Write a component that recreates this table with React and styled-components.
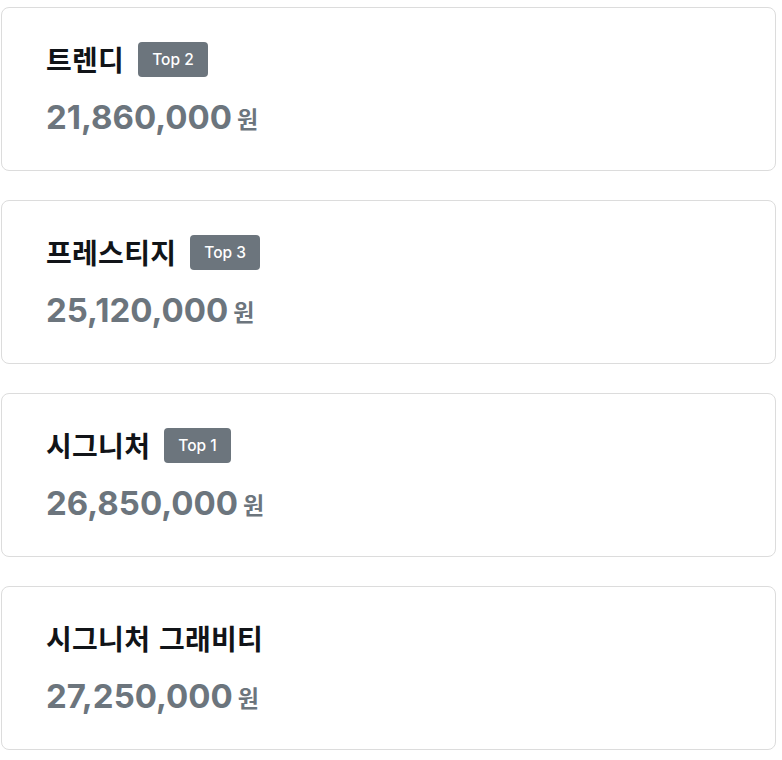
import React from 'react'
import styled, {createGlobalStyle} from 'styled-components'

const Global = createGlobalStyle`
  body {
    margin: 0;
    background: #fff;
    font-family: Inter, "Noto Sans CJK KR", sans-serif;
  }
`

const List = styled.div`
  display: flex;
  flex-direction: column;
  gap: 29px;
  padding: 7px 6px 0 1px;
`

const Card = styled.div`
  border: 1px solid #dcdcdc;
  border-radius: 8px;
  height: 164px;
  box-sizing: border-box;
  padding: 33px 44px 0;
`

const TitleRow = styled.div`
  display: flex;
  align-items: center;
  gap: 14px;
  height: 36px;
`

const Title = styled.h3`
  margin: 0;
  font-size: 28px;
  font-weight: 700;
  color: #111418;
  font-family: "Noto Sans CJK KR", "Noto Sans", sans-serif;
  letter-spacing: 0.3px;
  word-spacing: 2px;
`

const Badge = styled.span`
  display: inline-flex;
  align-items: center;
  justify-content: center;
  height: 35px;
  padding: 0 14px;
  border-radius: 4px;
  background: #6c757d;
  color: #fff;
  font-size: 15.5px;
  font-weight: 500;
  font-family: Inter, sans-serif;
`

const PriceRow = styled.div`
  display: flex;
  align-items: center;
  gap: 5px;
  margin-top: 21px;
  color: #6c757d;
`

const Amount = styled.span`
  font-size: 33px;
  font-weight: 700;
  line-height: 1.2;
  font-family: Inter, sans-serif;
`

const Won = styled.span`
  font-size: 23px;
  font-weight: 700;
  font-family: "Noto Sans CJK KR", sans-serif;
`

const items = [
  {name: '트렌디', rank: 2, price: '21,860,000'},
  {name: '프레스티지', rank: 3, price: '25,120,000'},
  {name: '시그니처', rank: 1, price: '26,850,000'},
  {name: '시그니처 그래비티', price: '27,250,000'},
]

const App = () => (
  <>
    <Global />
    <List>
      {items.map((item) => (
        <Card key={item.name}>
          <TitleRow>
            <Title>{item.name}</Title>
            {item.rank && <Badge>Top {item.rank}</Badge>}
          </TitleRow>
          <PriceRow>
            <Amount>{item.price}</Amount>
            <Won>원</Won>
          </PriceRow>
        </Card>
      ))}
    </List>
  </>
)

export default App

•••

Stated problem> Return to the listing above and set it down exactly, leaving out its pictures.

Solution for this task>
Write a component that recreates this table with React and styled-components.
import React from 'react'
import styled, {createGlobalStyle} from 'styled-components'

const Global = createGlobalStyle`
  body {
    margin: 0;
    background: #fff;
    font-family: Inter, "Noto Sans CJK KR", sans-serif;
  }
`

const List = styled.div`
  display: flex;
  flex-direction: column;
  gap: 29px;
  padding: 7px 6px 0 1px;
`

const Card = styled.div`
  border: 1px solid #dcdcdc;
  border-radius: 8px;
  height: 164px;
  box-sizing: border-box;
  padding: 33px 44px 0;
`

const TitleRow = styled.div`
  display: flex;
  align-items: center;
  gap: 14px;
  height: 36px;
`

const Title = styled.h3`
  margin: 0;
  font-size: 28px;
  font-weight: 700;
  color: #111418;
  font-family: "Noto Sans CJK KR", "Noto Sans", sans-serif;
  letter-spacing: 0.3px;
  word-spacing: 2px;
`

const Badge = styled.span`
  display: inline-flex;
  align-items: center;
  justify-content: center;
  height: 35px;
  padding: 0 14px;
  border-radius: 4px;
  background: #6c757d;
  color: #fff;
  font-size: 15.5px;
  font-weight: 500;
  font-family: Inter, sans-serif;
`

const PriceRow = styled.div`
  display: flex;
  align-items: center;
  gap: 5px;
  margin-top: 21px;
  color: #6c757d;
`

const Amount = styled.span`
  font-size: 33px;
  font-weight: 700;
  line-height: 1.2;
  font-family: Inter, sans-serif;
`

const Won = styled.span`
  font-size: 23px;
  font-weight: 700;
  font-family: "Noto Sans CJK KR", sans-serif;
`

const items = [
  {name: '트렌디', rank: 2, price: '21,860,000'},
  {name: '프레스티지', rank: 3, price: '25,120,000'},
  {name: '시그니처', rank: 1, price: '26,850,000'},
  {name: '시그니처 그래비티', price: '27,250,000'},
]

const App = () => (
  <>
    <Global />
    <List>
      {items.map((item) => (
        <Card key={item.name}>
          <TitleRow>
            <Title>{item.name}</Title>
            {item.rank && <Badge>Top {item.rank}</Badge>}
          </TitleRow>
          <PriceRow>
            <Amount>{item.price}</Amount>
            <Won>원</Won>
          </PriceRow>
        </Card>
      ))}
    </List>
  </>
)

export default App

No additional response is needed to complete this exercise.